◆ Instructions for the task ◆
Write out exactly the lines from the one with "What React, TypeScript" through the last line. Pictures stay out.

◆ Records ◆
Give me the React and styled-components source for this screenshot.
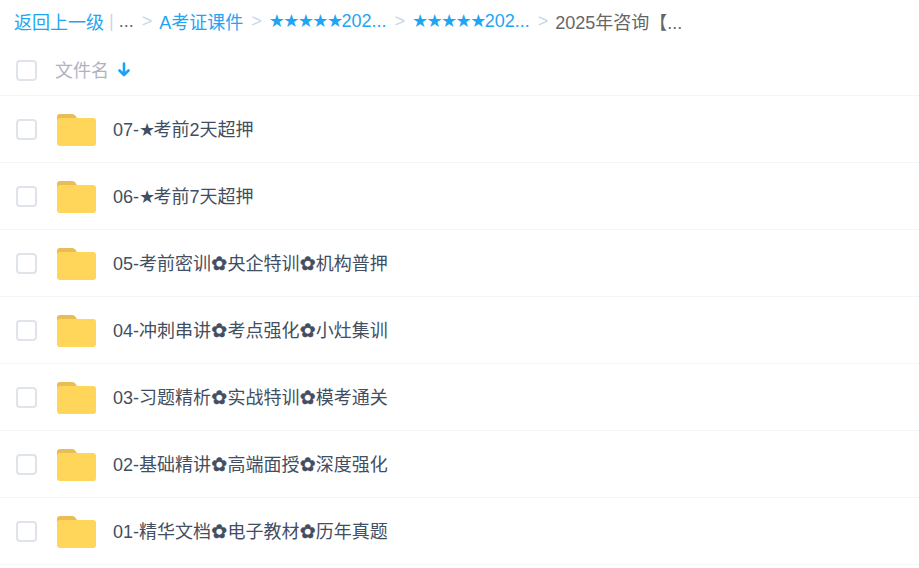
import { createGlobalStyle, styled } from 'styled-components';

const GlobalStyle = createGlobalStyle`
  html, body {
    margin: 0;
    background: #fff;
    font-family: "Liberation Sans", "DejaVu Sans", "Noto Sans CJK SC", sans-serif;
    overflow: hidden;
  }
`;

const crumbs = ['A考证课件', '★★★★★202...', '★★★★★202...'];

const files = [
  '07-★考前2天超押',
  '06-★考前7天超押',
  '05-考前密训✿央企特训✿机构普押',
  '04-冲刺串讲✿考点强化✿小灶集训',
  '03-习题精析✿实战特训✿模考通关',
  '02-基础精讲✿高端面授✿深度强化',
  '01-精华文档✿电子教材✿历年真题',
];

// the star and florette glyphs sit in their own spans, their spacing differs from the text
const withGlyphs = (text) =>
  text.split(/(★+|✿)/).map((part, i) => {
    if (part.startsWith('★')) return <Star key={i}>{part}</Star>;
    if (part === '✿') return <Florette key={i}>{part}</Florette>;
    return part;
  });

const FolderIcon = () => (
  <svg width="39" height="32" viewBox="0 0 39 32" fill="none">
    <path d="M0 3a3 3 0 0 1 3-3h12c2 0 3 1 4 2.500L21 6H0Z" fill="#E9BC55" />
    <path d="M0 7a3 3 0 0 1 3-3h33a3 3 0 0 1 3 3v22a3 3 0 0 1-3 3H3a3 3 0 0 1-3-3Z" fill="#FFD659" />
  </svg>
);

const SortIcon = () => (
  <svg width="12" height="15" viewBox="0 0 12 15" fill="none">
    <path d="M6 1.500v11.500M1.500 8.500 6 13l4.500-4.500" stroke="#1AA3F5" strokeWidth="2.600" strokeLinecap="round" strokeLinejoin="round" />
  </svg>
);

export default function App() {
  return (
    <Page>
      <GlobalStyle />
      <Breadcrumb>
        <CrumbLink>返回上一级</CrumbLink>
        <Pipe>|</Pipe>
        <CrumbText>...</CrumbText>
        {crumbs.map((c, i) => (
          <Crumb key={i}>
            <Arrow>&gt;</Arrow>
            <CrumbLink>{withGlyphs(c)}</CrumbLink>
          </Crumb>
        ))}
        <Crumb>
          <Arrow>&gt;</Arrow>
          <CrumbText>2025年咨询【...</CrumbText>
        </Crumb>
      </Breadcrumb>
      <HeadRow>
        <Check />
        <HeadName>文件名</HeadName>
        <SortWrap>
          <SortIcon />
        </SortWrap>
      </HeadRow>
      {files.map((name) => (
        <FileRow key={name}>
          <Check />
          <FolderBox>
            <FolderIcon />
          </FolderBox>
          <FileName>{withGlyphs(name)}</FileName>
        </FileRow>
      ))}
    </Page>
  );
}

const Page = styled.div`
  width: 919px;
  height: 568px;
  overflow: hidden;
`;

const Breadcrumb = styled.div`
  height: 42px;
  padding-left: 14px;
  padding-bottom: 2px;
  display: flex;
  align-items: center;
  font-size: 18px;
  white-space: nowrap;
`;

const Star = styled.span`
  line-height: 1;
  letter-spacing: -1.600px;
`;

const Florette = styled.span`
  font-size: 19px;
  line-height: 1;
  padding: 0 0.250px;
  -webkit-text-stroke: 0.500px currentColor;
`;

const CrumbLink = styled.span`
  color: #1ea5f3;
`;

const CrumbText = styled.span`
  color: #666;
`;

const Pipe = styled.span`
  color: #c9d6e6;
  margin: 0 5px;
  font-size: 18px;
`;

const Crumb = styled.span`
  display: flex;
  align-items: center;
`;

const Arrow = styled.span`
  color: #c5d6ec;
  font-size: 18px;
  margin: 0 7px 0 8px;
`;

const HeadRow = styled.div`
  height: 50px;
  padding-top: 1px;
  padding-left: 16px;
  display: flex;
  align-items: center;
  border-bottom: 1px solid #f3f4f7;
`;

const Check = styled.span`
  width: 17px;
  height: 17px;
  border: 2px solid #dfe3ea;
  border-radius: 4px;
  flex: none;
`;

const HeadName = styled.span`
  margin-left: 18px;
  margin-right: 9px;
  margin-bottom: 3px;
  font-size: 18px;
  color: #afb3bf;
`;

const SortWrap = styled.span`
  display: flex;
  margin-bottom: 1px;
`;

const FileRow = styled.div`
  height: 66px;
  padding-left: 16px;
  display: flex;
  align-items: center;
  border-bottom: 1px solid #f3f4f7;
`;

const FolderBox = styled.span`
  display: flex;
  margin-left: 20px;
  margin-top: 1px;
  margin-right: 18px;
`;

const FileName = styled.span`
  margin-bottom: 2px;
  margin-left: -1px;
  font-size: 18px;
  color: #424e61;
`;
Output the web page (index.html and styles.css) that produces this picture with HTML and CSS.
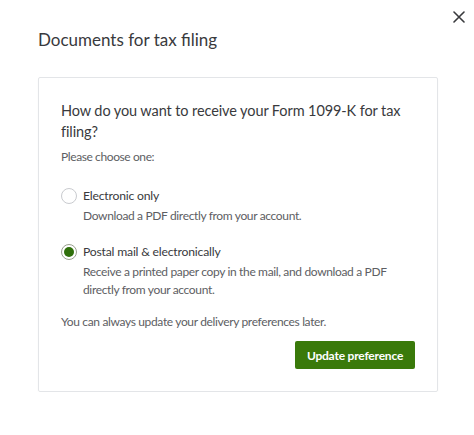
FILE: index.html
```html
<!DOCTYPE html>
<html>
<head>
<meta charset="utf-8">
<link rel="stylesheet" href="styles.css">
</head>
<body>
<div class="modal">
  <button class="close" aria-label="Close">
    <svg width="12" height="12" viewBox="0 0 12 12"><path d="M1 1 L11 11 M11 1 L1 11" stroke="#393a3d" stroke-width="1.6" fill="none" stroke-linecap="round"/></svg>
  </button>
  <h1 class="title">Documents for tax filing</h1>
  <div class="card">
    <p class="question">How do you want to receive your Form 1099-K for tax filing?</p>
    <p class="hint">Please choose one:</p>
    <div class="option">
      <div class="option-row"><span class="radio"></span><span class="label">Electronic only</span></div>
      <p class="desc">Download a PDF directly from your account.</p>
    </div>
    <div class="option option-second">
      <div class="option-row"><span class="radio radio-checked"></span><span class="label">Postal mail &amp; electronically</span></div>
      <p class="desc">Receive a printed paper copy in the mail, and download a PDF directly from your account.</p>
    </div>
    <p class="note">You can always update your delivery preferences later.</p>
    <div class="actions"><button class="btn">Update preference</button></div>
  </div>
</div>
</body>
</html>
```
FILE: styles.css
```css
html, body { margin: 0; padding: 0; background: #fff; }
body { font-family: "Lato", "Liberation Sans", sans-serif; color: #393a3d; }
.modal { position: relative; padding: 30px 38px 0 38px; }
.close { position: absolute; top: 11px; left: 453px; width: 12px; height: 12px; padding: 0; border: 0; background: none; display: block; }
.close svg { display: block; }
.title { margin: 0; font-size: 17px; line-height: 20px; font-weight: 400; }
.card { margin-top: 27px; width: 354px; border: 1px solid #e3e5e8; border-radius: 2px; padding: 22px; box-shadow: 0 1px 2px rgba(0,0,0,0.03); }
.question { margin: 0; font-size: 14.5px; line-height: 21px; letter-spacing: -0.1px; }
.hint { margin: 6px 0 0; font-size: 12px; line-height: 18px; letter-spacing: -0.4px; color: #5d5e63; }
.option { margin-top: 20px; }
.option-second { margin-top: 17px; }
.option-row { display: flex; align-items: center; gap: 6px; height: 20px; }
.radio { width: 14px; height: 14px; border: 1px solid #c9cbcf; border-radius: 50%; display: flex; align-items: center; justify-content: center; flex: none; }
.radio-checked { border-color: #9aa08f; }
.radio-checked::after { content: ""; width: 10px; height: 10px; border-radius: 50%; background: #2f6f0a; }
.label { font-size: 12.2px; line-height: 20px; letter-spacing: -0.2px; color: #393a3d; }
.desc { margin: 1px 0 0 22px; font-size: 12px; line-height: 18px; letter-spacing: -0.35px; color: #5d5e63; }
.note { margin: 14px 0 0; font-size: 12px; line-height: 18px; letter-spacing: -0.35px; color: #5d5e63; }
.actions { display: flex; justify-content: flex-end; margin-top: 10px; }
.btn { height: 28px; width: 120px; padding: 0; border: 0; border-radius: 2px; background: #3a7a0a; color: #fff; font-family: inherit; font-size: 12px; font-weight: 700; letter-spacing: -0.2px; }
```
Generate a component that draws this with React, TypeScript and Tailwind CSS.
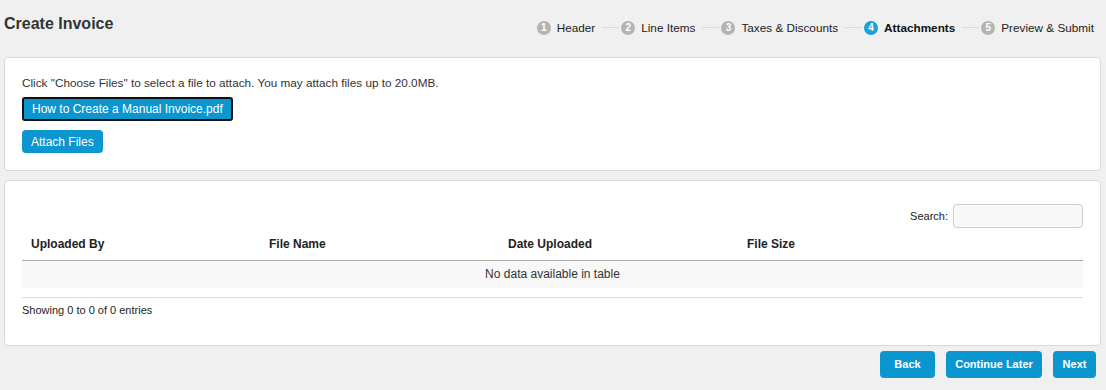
import React from 'react';

const steps = [
    { n: 1, label: 'Header' },
    { n: 2, label: 'Line Items' },
    { n: 3, label: 'Taxes & Discounts' },
    { n: 4, label: 'Attachments', active: true },
    { n: 5, label: 'Preview & Submit' },
];

function StepDot({ n, active }: { n: number; active?: boolean }) {
    return (
        <span
            className={
                'flex h-[14px] w-[14px] items-center justify-center rounded-full text-[10px] font-bold leading-none text-white ' +
                (active ? 'bg-[#17a2d9]' : 'bg-[#b4b4b4]')
            }
        >
            {n}
        </span>
    );
}

export default function App() {
    return (
        <div className="min-h-[390px] w-[1106px] bg-[#f0f0f0] px-[4px] pt-[14px] text-[#333] font-['Liberation_Sans',Arial,sans-serif]">
            <div className="flex h-[23px] items-start justify-between">
                <h1 className="text-[16px] font-bold leading-[20px] text-[#333]">Create Invoice</h1>
                <div className="mt-[5px] mr-[8px] flex items-center text-[11.75px] text-[#222]">
                    {steps.map((s, i) => (
                        <div key={s.n} className="flex items-center">
                            {i > 0 && <span className="ml-[7px] mr-[2px] h-[1px] w-[17px] bg-[#d8d8d8]" />}
                            <StepDot n={s.n} active={s.active} />
                            <span className={'ml-[6px] leading-[17px] ' + (s.active ? 'font-bold text-[#111]' : '')}>{s.label}</span>
                        </div>
                    ))}
                </div>
            </div>

            <div className="mt-[20px] mr-[1px] rounded-[4px] border border-[#d9d9d9] bg-white px-[17px] pt-[17px] pb-[17px]">
                <p className="text-[11.75px] leading-[16px] text-[#333]">
                    Click "Choose Files" to select a file to attach. You may attach files up to 20.0MB.
                </p>
                <div className="mt-[6px] flex">
                    <button className="h-[24px] rounded-[3px] border-2 border-[#111] bg-[#0b96cf] px-[8px] text-[12px] text-white">
                        How to Create a Manual Invoice.pdf
                    </button>
                </div>
                <div className="mt-[9px] flex">
                    <button className="h-[23px] rounded-[4px] bg-[#0b96cf] px-[9px] text-[12px] text-white">Attach Files</button>
                </div>
            </div>

            <div className="mt-[9px] mr-[1px] rounded-[4px] border border-[#d9d9d9] bg-white px-[17px] pt-[23px] pb-[28px]">
                <div className="flex items-center justify-end">
                    <label className="mr-[5px] text-[11px] text-[#222]">Search:</label>
                    <input className="h-[24px] w-[130px] rounded-[4px] border border-[#ccc] bg-[#f8f8f8]" />
                </div>
                <table className="mt-[1px] w-full text-left text-[12px]">
                    <thead>
                        <tr className="border-b border-[#aaa]">
                            <th className="h-[31px] w-[238px] px-[9px] font-bold text-[#222]">Uploaded By</th>
                            <th className="w-[239px] px-[9px] font-bold text-[#222]">File Name</th>
                            <th className="w-[239px] px-[9px] font-bold text-[#222]">Date Uploaded</th>
                            <th className="px-[9px] font-bold text-[#222]">File Size</th>
                        </tr>
                    </thead>
                    <tbody>
                        <tr className="border-b border-[#ddd]">
                            <td colSpan={4} className="h-[36px] pb-[9px] align-top">
                                <div className="flex h-[27px] items-center justify-center bg-[#f8f8f8] text-[#333]">
                                    No data available in table
                                </div>
                            </td>
                        </tr>
                    </tbody>
                </table>
                <p className="mt-[5px] text-[11px] leading-[14px] text-[#222]">Showing 0 to 0 of 0 entries</p>
            </div>

            <div className="mt-[5px] flex justify-end gap-[11px] pr-[6px]">
                <button className="h-[27px] w-[55px] rounded-[4px] bg-[#0b96cf] text-[11px] font-bold text-white">Back</button>
                <button className="h-[27px] w-[96px] rounded-[4px] bg-[#0b96cf] text-[11px] font-bold text-white">Continue Later</button>
                <button className="h-[27px] w-[43px] rounded-[4px] bg-[#0b96cf] text-[11px] font-bold text-white">Next</button>
            </div>
        </div>
    );
}
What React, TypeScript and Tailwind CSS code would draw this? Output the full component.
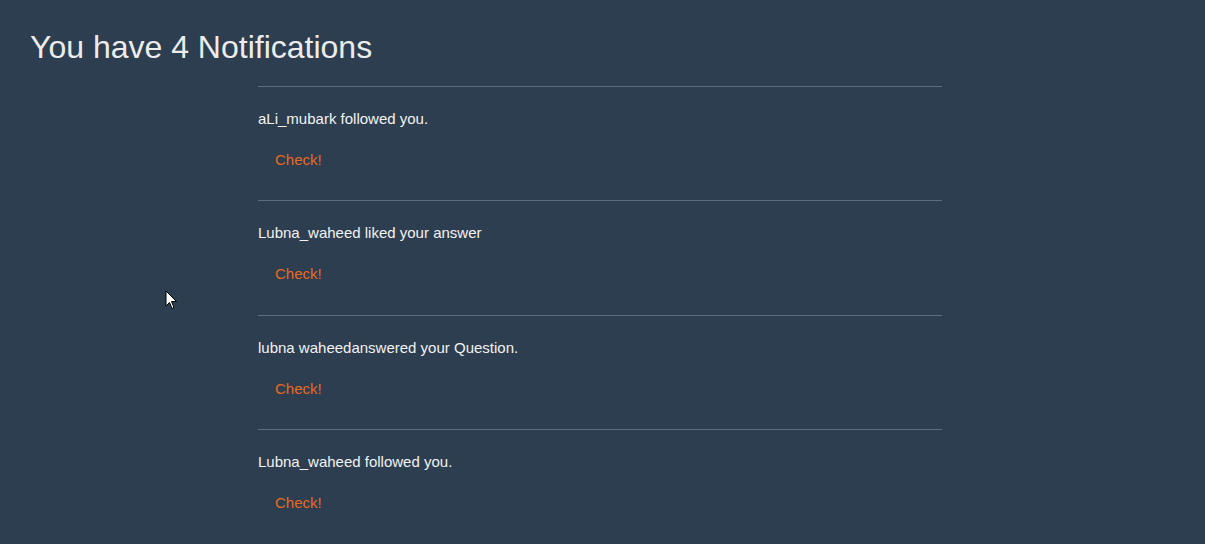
const notifications = [
  "aLi_mubark followed you.",
  "Lubna_waheed liked your answer",
  "lubna waheedanswered your Question.",
  "Lubna_waheed followed you.",
];

function Cursor() {
  return (
    <svg className="absolute left-[165px] top-[290px]" width="13" height="20" viewBox="0 0 13 20">
      <path d="M1 1 L1 16 L4.5 12.5 L7 18.5 L9 17.5 L6.5 11.5 L11.5 11.5 Z" fill="#fff" stroke="#000" strokeWidth="1" strokeLinejoin="miter" />
    </svg>
  );
}

export default function App() {
  return (
    <div className="relative min-h-[544px] w-full bg-[#2c3e50] font-['Liberation_Sans',Arial,sans-serif] overflow-hidden">
      <h1 className="pl-[30px] pt-[29px] text-[32px] leading-[36px] text-[#ececec]">
        You have {notifications.length} Notifications
      </h1>
      <div className="ml-[258px] mt-[21px] w-[684px]">
        {notifications.map((n, i) => (
          <div key={i} className="border-t border-[#5d6d7e] pt-[22px] pb-[30.4px]">
            <p className="text-[15px] leading-[20px] text-[#f2f2f2]">{n}</p>
            <a href="#" className="mt-[21px] block pl-[17px] text-[15px] leading-[20px] text-[#e8691e]">
              Check!
            </a>
          </div>
        ))}
      </div>
      <Cursor />
    </div>
  );
}
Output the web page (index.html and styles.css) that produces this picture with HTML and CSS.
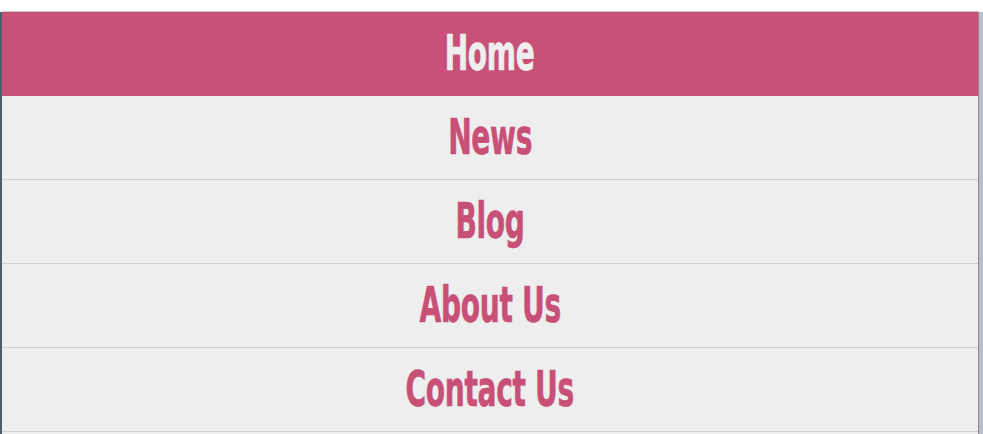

◆ Result below ◆
What React, TypeScript and Tailwind CSS code would draw this? Output the full component.
const notifications = [
  "aLi_mubark followed you.",
  "Lubna_waheed liked your answer",
  "lubna waheedanswered your Question.",
  "Lubna_waheed followed you.",
];

function Cursor() {
  return (
    <svg className="absolute left-[165px] top-[290px]" width="13" height="20" viewBox="0 0 13 20">
      <path d="M1 1 L1 16 L4.5 12.5 L7 18.5 L9 17.5 L6.5 11.5 L11.5 11.5 Z" fill="#fff" stroke="#000" strokeWidth="1" strokeLinejoin="miter" />
    </svg>
  );
}

export default function App() {
  return (
    <div className="relative min-h-[544px] w-full bg-[#2c3e50] font-['Liberation_Sans',Arial,sans-serif] overflow-hidden">
      <h1 className="pl-[30px] pt-[29px] text-[32px] leading-[36px] text-[#ececec]">
        You have {notifications.length} Notifications
      </h1>
      <div className="ml-[258px] mt-[21px] w-[684px]">
        {notifications.map((n, i) => (
          <div key={i} className="border-t border-[#5d6d7e] pt-[22px] pb-[30.4px]">
            <p className="text-[15px] leading-[20px] text-[#f2f2f2]">{n}</p>
            <a href="#" className="mt-[21px] block pl-[17px] text-[15px] leading-[20px] text-[#e8691e]">
              Check!
            </a>
          </div>
        ))}
      </div>
      <Cursor />
    </div>
  );
}
Output the web page (index.html and styles.css) that produces this picture with HTML and CSS.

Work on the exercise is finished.